Interface markup and scripts
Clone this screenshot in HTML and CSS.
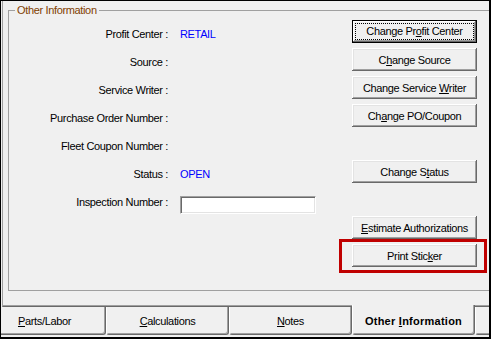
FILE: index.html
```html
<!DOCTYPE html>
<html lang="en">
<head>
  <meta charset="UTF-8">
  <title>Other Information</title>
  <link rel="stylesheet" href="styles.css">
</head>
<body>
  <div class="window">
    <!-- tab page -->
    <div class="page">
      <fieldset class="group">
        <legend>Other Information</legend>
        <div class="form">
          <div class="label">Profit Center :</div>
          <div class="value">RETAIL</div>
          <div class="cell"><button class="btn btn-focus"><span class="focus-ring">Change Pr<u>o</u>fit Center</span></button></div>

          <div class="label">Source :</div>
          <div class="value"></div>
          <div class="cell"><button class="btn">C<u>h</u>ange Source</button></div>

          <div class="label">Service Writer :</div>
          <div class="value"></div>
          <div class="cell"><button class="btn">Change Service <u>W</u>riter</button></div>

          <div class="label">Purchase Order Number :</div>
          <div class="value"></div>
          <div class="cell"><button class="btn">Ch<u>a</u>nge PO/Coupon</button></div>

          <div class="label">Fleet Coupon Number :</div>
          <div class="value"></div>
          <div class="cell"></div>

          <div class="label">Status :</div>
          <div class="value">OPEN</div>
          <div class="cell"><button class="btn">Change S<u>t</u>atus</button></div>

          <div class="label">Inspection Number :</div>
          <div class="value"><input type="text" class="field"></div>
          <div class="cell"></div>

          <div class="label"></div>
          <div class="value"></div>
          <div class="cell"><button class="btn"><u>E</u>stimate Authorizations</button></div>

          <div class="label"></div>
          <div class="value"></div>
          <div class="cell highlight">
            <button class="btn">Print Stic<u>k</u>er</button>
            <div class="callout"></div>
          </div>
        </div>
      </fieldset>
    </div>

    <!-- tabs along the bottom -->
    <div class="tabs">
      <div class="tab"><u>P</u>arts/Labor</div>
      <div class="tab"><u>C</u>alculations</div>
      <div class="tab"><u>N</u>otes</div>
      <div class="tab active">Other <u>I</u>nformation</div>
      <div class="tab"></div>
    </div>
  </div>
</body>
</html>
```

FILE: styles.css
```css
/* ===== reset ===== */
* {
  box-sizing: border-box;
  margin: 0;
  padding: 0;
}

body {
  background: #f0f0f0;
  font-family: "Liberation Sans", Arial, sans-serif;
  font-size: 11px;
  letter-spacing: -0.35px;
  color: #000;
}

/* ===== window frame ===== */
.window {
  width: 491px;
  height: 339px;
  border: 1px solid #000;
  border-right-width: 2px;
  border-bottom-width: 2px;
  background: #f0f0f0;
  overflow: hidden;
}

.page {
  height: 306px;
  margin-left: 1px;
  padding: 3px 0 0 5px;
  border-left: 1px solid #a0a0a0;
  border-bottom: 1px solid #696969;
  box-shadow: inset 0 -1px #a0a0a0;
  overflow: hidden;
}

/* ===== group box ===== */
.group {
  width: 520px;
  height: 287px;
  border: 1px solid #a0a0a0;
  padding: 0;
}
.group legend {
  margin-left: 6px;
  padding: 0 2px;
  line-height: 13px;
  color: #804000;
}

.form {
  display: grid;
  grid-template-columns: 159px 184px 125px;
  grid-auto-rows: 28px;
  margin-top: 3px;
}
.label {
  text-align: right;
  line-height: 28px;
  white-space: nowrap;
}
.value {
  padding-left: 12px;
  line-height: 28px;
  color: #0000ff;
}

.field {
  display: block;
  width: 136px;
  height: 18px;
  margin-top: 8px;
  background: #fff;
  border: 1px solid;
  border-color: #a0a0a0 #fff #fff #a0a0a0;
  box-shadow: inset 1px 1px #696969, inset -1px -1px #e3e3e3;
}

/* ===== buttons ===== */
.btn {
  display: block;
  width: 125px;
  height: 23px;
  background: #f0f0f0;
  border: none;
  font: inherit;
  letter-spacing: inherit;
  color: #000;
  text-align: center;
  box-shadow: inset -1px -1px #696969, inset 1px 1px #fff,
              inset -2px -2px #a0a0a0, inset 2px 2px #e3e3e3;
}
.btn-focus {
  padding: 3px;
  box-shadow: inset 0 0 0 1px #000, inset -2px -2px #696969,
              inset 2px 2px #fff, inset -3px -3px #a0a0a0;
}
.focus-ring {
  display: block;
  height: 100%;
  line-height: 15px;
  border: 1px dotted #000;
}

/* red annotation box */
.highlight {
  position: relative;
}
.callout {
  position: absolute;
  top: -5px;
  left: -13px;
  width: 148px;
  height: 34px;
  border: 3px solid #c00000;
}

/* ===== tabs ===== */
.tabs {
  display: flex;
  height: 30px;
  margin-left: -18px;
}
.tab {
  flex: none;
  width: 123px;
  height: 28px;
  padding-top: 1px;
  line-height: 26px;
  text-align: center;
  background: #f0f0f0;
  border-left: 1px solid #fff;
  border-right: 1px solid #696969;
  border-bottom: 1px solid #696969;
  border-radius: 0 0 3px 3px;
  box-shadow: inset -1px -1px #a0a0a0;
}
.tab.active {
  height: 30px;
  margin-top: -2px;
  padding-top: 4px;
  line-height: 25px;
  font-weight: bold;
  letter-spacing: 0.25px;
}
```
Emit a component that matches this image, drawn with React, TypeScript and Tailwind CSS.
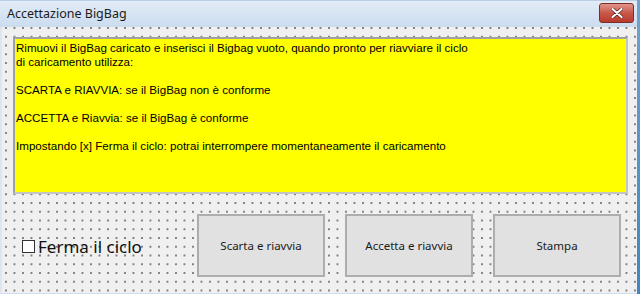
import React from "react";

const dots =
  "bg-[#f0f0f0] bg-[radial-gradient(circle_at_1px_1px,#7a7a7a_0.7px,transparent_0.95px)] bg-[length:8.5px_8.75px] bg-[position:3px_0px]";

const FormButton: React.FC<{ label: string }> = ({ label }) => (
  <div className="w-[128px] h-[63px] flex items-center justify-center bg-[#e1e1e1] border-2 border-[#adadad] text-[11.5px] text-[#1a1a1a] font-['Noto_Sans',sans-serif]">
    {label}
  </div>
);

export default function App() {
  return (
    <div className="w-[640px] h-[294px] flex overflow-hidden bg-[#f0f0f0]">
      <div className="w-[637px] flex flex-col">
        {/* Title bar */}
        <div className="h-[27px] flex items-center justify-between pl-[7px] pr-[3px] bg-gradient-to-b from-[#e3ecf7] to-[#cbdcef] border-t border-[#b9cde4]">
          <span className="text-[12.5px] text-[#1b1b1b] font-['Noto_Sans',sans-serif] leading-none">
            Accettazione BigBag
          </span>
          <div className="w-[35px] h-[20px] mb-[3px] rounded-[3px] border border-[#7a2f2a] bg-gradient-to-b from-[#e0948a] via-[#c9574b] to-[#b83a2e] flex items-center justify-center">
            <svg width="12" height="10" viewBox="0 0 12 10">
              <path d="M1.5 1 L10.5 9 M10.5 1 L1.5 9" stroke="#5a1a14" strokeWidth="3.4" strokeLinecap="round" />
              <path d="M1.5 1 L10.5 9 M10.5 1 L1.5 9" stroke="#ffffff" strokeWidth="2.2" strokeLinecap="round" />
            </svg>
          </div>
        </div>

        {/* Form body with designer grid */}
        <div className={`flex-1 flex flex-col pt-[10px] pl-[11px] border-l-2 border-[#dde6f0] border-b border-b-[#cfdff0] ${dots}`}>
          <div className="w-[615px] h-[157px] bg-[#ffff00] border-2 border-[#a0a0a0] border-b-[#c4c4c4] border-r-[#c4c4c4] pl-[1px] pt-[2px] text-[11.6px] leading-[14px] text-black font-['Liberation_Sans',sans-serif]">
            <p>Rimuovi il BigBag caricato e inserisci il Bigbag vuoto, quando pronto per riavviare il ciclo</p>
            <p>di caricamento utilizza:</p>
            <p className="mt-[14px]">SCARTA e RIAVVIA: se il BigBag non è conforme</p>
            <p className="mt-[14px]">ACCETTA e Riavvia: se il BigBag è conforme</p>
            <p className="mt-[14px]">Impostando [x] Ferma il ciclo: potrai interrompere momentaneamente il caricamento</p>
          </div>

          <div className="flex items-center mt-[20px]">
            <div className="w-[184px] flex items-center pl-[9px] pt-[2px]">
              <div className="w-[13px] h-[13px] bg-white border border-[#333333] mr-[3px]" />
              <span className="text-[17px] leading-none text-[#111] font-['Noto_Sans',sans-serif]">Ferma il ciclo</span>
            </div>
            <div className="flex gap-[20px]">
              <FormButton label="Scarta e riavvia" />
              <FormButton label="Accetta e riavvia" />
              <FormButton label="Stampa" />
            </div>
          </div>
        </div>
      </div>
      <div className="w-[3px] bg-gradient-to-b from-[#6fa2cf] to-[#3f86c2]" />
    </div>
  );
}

...

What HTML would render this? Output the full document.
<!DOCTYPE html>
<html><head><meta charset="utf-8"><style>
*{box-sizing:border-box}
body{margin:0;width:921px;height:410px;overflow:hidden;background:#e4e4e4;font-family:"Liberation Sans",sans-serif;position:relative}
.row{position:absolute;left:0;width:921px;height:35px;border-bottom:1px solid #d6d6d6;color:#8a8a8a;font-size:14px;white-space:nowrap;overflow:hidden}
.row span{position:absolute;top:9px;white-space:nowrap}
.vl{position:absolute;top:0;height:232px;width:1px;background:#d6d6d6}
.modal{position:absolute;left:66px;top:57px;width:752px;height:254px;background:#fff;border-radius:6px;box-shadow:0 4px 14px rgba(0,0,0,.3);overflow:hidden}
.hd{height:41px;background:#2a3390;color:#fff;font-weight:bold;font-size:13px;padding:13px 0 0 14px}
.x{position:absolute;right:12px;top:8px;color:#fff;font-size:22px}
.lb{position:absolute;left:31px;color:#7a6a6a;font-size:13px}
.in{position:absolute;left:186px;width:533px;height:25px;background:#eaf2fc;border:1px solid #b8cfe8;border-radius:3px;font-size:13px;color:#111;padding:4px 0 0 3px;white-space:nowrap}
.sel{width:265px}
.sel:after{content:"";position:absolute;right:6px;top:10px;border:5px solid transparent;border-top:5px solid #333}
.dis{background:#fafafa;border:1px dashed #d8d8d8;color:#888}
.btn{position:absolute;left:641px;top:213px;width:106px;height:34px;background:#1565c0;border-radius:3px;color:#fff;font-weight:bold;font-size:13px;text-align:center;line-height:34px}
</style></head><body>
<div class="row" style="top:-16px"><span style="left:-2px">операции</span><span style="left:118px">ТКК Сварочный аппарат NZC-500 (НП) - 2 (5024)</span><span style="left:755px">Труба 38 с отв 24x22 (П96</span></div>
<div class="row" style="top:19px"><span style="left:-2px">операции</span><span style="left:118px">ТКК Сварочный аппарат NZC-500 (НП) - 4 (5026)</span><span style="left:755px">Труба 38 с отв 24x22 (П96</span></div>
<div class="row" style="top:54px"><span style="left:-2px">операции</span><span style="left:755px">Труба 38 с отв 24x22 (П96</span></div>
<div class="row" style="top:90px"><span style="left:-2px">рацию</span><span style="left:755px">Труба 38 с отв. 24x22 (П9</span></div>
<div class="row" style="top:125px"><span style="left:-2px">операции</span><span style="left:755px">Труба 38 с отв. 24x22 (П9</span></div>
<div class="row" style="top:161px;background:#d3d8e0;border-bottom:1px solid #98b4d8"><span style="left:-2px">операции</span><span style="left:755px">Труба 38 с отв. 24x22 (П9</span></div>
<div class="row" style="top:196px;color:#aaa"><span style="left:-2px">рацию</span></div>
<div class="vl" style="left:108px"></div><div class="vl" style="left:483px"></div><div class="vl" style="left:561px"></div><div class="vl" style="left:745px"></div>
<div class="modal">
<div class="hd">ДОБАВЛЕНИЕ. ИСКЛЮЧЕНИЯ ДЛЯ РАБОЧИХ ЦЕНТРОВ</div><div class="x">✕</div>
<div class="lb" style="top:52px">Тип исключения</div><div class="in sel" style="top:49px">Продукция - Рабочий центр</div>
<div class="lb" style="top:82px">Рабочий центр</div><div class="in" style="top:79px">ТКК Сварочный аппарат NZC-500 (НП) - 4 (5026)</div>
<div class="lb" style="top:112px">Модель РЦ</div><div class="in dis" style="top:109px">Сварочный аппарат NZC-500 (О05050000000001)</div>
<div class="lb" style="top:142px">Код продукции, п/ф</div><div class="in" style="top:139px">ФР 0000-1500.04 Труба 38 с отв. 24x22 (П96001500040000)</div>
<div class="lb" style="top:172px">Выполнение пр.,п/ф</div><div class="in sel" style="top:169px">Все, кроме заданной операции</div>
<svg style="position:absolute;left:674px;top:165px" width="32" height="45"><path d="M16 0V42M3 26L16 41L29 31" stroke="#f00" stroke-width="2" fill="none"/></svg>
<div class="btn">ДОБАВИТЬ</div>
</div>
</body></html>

* What you have to do *
Find every line in the records above that holds the word "this", and copy each one.

* Answer in full *
Clone this screenshot in HTML and CSS.
Emit a component that matches this image, drawn with React, TypeScript and Tailwind CSS.
What HTML would render this? Output the full document.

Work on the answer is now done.